Every person on earth dreams pretty much every night, and evidence suggests that all mammals dream also. It follows then that something extremely important must be going on while we sleep and dream, yet in the industrialized world, the majority of people pay little attention to dreams, lucid dreams and dream interpretation, and sometimes even shortchange themselves on sleep because it is perceived as lost time, or at best unproductive.
How astonishing that we generally ignore this third (and possibly far more) of ourselves - our dreams. An appropriate analogy to the grandeur of this mass misunderstanding is the incredible inertia in the middle ages against the idea of earth being other than flat until repeated point-blank evidence like Galileo’s observation of other planets and their moons as well as the journeys of Columbus and other explorers across the ocean proved conclusively otherwise. The challenge was that people’s everyday experience contradicted the idea of a spherical earth because nobody had yet gained perspective from outside of the system in order to interpret their experience from a larger view point. Airplanes and especially photographs from space were not yet available, so there was little first hand evidence of a new understanding that was a great leap beyond the old interpretation. Fortunately, with continuing research and analysis, proper understanding grew, and people eventually began to come around to an alternative view. The shift in understanding triggered an ensuing surge of exploration as the realization and acceptance finally dawned that our world really isn't flat after all.
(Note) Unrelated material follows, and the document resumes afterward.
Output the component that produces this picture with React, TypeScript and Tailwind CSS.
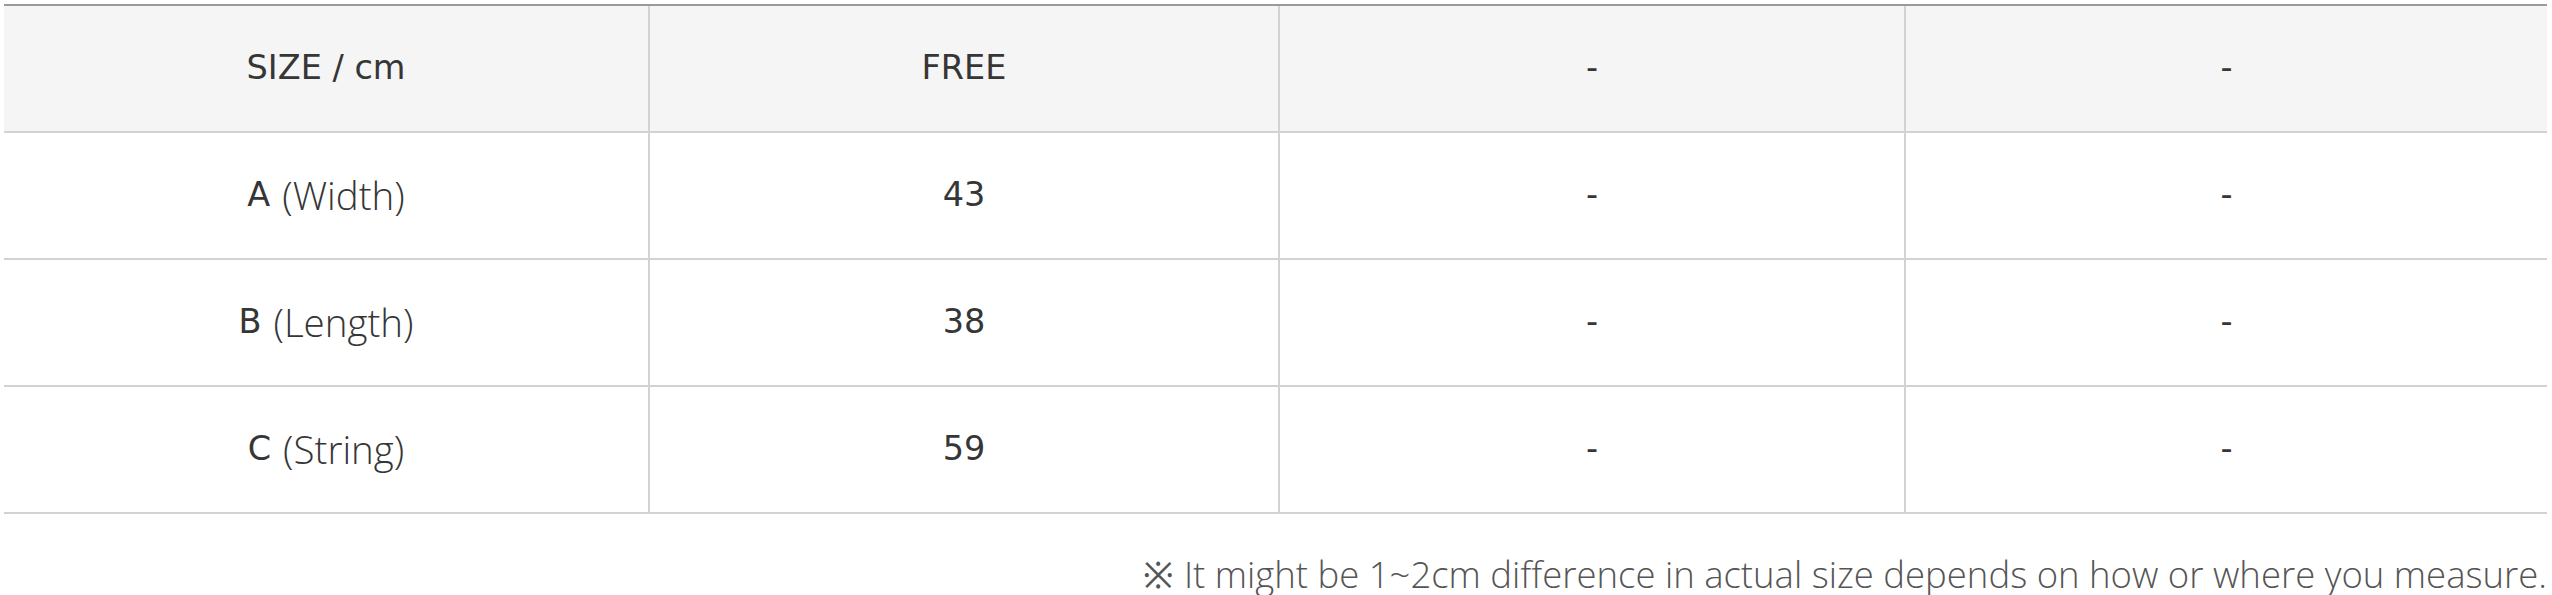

Dreams, in the same way, encompass yet another entire dimension of experience, an alternative world as yet unexplored by most, where a fascinating sphere of activity awaits investigation, intrepretation, and potential harvest for greater meaning and fulfillment in waking life. The challenge is again the same — common daily experience for the average person offers little proof of this other reality that dreams encompass, let alone the possible value that understanding, interpreting, applying and thereby harvesting this other dimension of experience can bring - unless one can gain perspective from outside the 9-to-5 work day framework and the scientific purely-objective analysis of the system.
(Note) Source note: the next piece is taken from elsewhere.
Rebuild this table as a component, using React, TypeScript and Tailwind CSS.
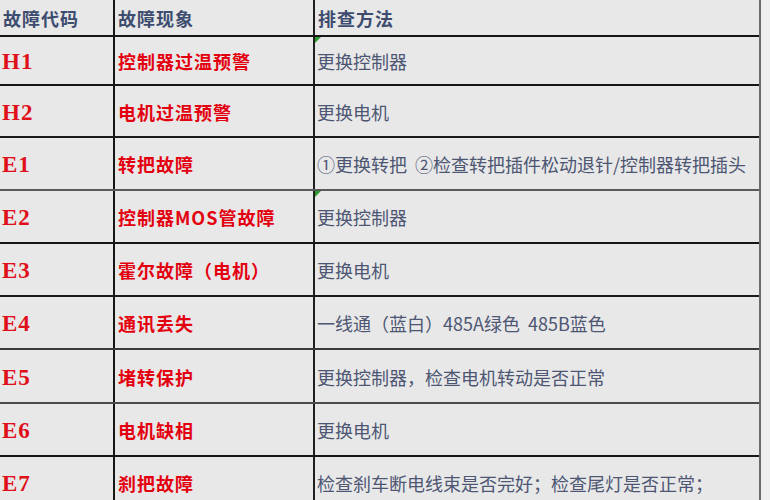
import React from "react";

type Row = { code: string; name: string; fix: string; h: string; line: string; tri?: boolean };

const rows: Row[] = [
  { code: "H1", name: "控制器过温预警", fix: "更换控制器", h: "h-[49px]", line: "border-[#161616]", tri: true },
  { code: "H2", name: "电机过温预警", fix: "更换电机", h: "h-[52px]", line: "border-[#1a1a1a]" },
  { code: "E1", name: "转把故障", fix: "①更换转把  ②检查转把插件松动退针/控制器转把插头", h: "h-[53px]", line: "border-[#5a5a5a]" },
  { code: "E2", name: "控制器MOS管故障", fix: "更换控制器", h: "h-[53px]", line: "border-[#161616]", tri: true },
  { code: "E3", name: "霍尔故障（电机）", fix: "更换电机", h: "h-[53px]", line: "border-[#1a1a1a]" },
  { code: "E4", name: "通讯丢失", fix: "一线通（蓝白）485A绿色  485B蓝色", h: "h-[53px]", line: "border-[#3a3a3a]" },
  { code: "E5", name: "堵转保护", fix: "更换控制器，检查电机转动是否正常", h: "h-[54px]", line: "border-[#4a4a4a]" },
  { code: "E6", name: "电机缺相", fix: "更换电机", h: "h-[53px]", line: "border-[#161616]" },
  { code: "E7", name: "刹把故障", fix: "检查刹车断电线束是否完好；检查尾灯是否正常；", h: "h-[53px]", line: "border-transparent" },
];

const cjk = "font-['Noto_Sans_CJK_SC','Noto_Sans',sans-serif]";

export default function App() {
  return (
    <div className="w-[770px] h-[500px] overflow-hidden bg-[#efefef] flex">
      <div className="w-[761px] shrink-0 bg-[#e8e8e8] border-r-2 border-[#6b6b6b] flex flex-col">
        <div className="h-[37px] shrink-0 flex border-b-2 border-[#161616]">
          <div className={`w-[115px] shrink-0 border-r-2 border-[#161616] pl-[3px] pt-[1px] flex items-center text-[18px] tracking-[1px] font-bold text-[#3d4c6f] ${cjk}`}>
            故障代码
          </div>
          <div className={`w-[200px] shrink-0 border-r-2 border-[#1f1f1f] pl-[3px] pt-[1px] flex items-center text-[18px] tracking-[1px] font-bold text-[#3d4c6f] ${cjk}`}>
            故障现象
          </div>
          <div className={`flex-1 pl-[3px] pt-[1px] flex items-center text-[18px] tracking-[1px] font-bold text-[#3d4c6f] ${cjk}`}>
            排查方法
          </div>
        </div>
        {rows.map((r) => (
          <div key={r.code} className={`${r.h} shrink-0 flex border-b-2 ${r.line}`}>
            <div className="w-[115px] shrink-0 border-r-2 border-[#161616] pl-[2px] pt-[4px] flex items-center text-[23px] tracking-[1px] font-bold text-[#e0101a] font-['Liberation_Serif',serif]">
              {r.code}
            </div>
            <div className={`w-[200px] shrink-0 border-r-2 border-[#1f1f1f] pl-[3px] pt-[2px] flex items-center text-[18px] tracking-[1px] font-bold text-[#e3000f] ${cjk}`}>
              {r.name}
            </div>
            <div className={`relative flex-1 pl-[2px] pt-[2px] flex items-center text-[18px] text-[#4d5673] whitespace-pre ${cjk}`}>
              {r.tri && (
                <span className="absolute left-0 top-0 w-0 h-0 border-t-[6px] border-t-[#2e9a2e] border-r-[6px] border-r-transparent" />
              )}
              {r.fix}
            </div>
          </div>
        ))}
      </div>
    </div>
  );
}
Dream-related mental skills such as dream recall, dream interpretation, and lucid dreaming and information on subjects such as the perhaps-bitter-yet-valuable-medicine meaning of nightmares or precognitive dreams isn’t often taught in our schools; the majority of our parents knew or passed on little about the value of remembering and understanding dreams as we grew up, or the great potential that lucid dreams can offer for our personal evolution. Therefore it's no big surprise that many adults remember few or no dreams, and even less ponder the meaning of dream symbolism or set out to research, interpret and mine the jewels of guidance and creative inspiration hidden just below the surface of consciousness -- in dreams. Basically, nobody told us or showed us how dreams can be extremely practical.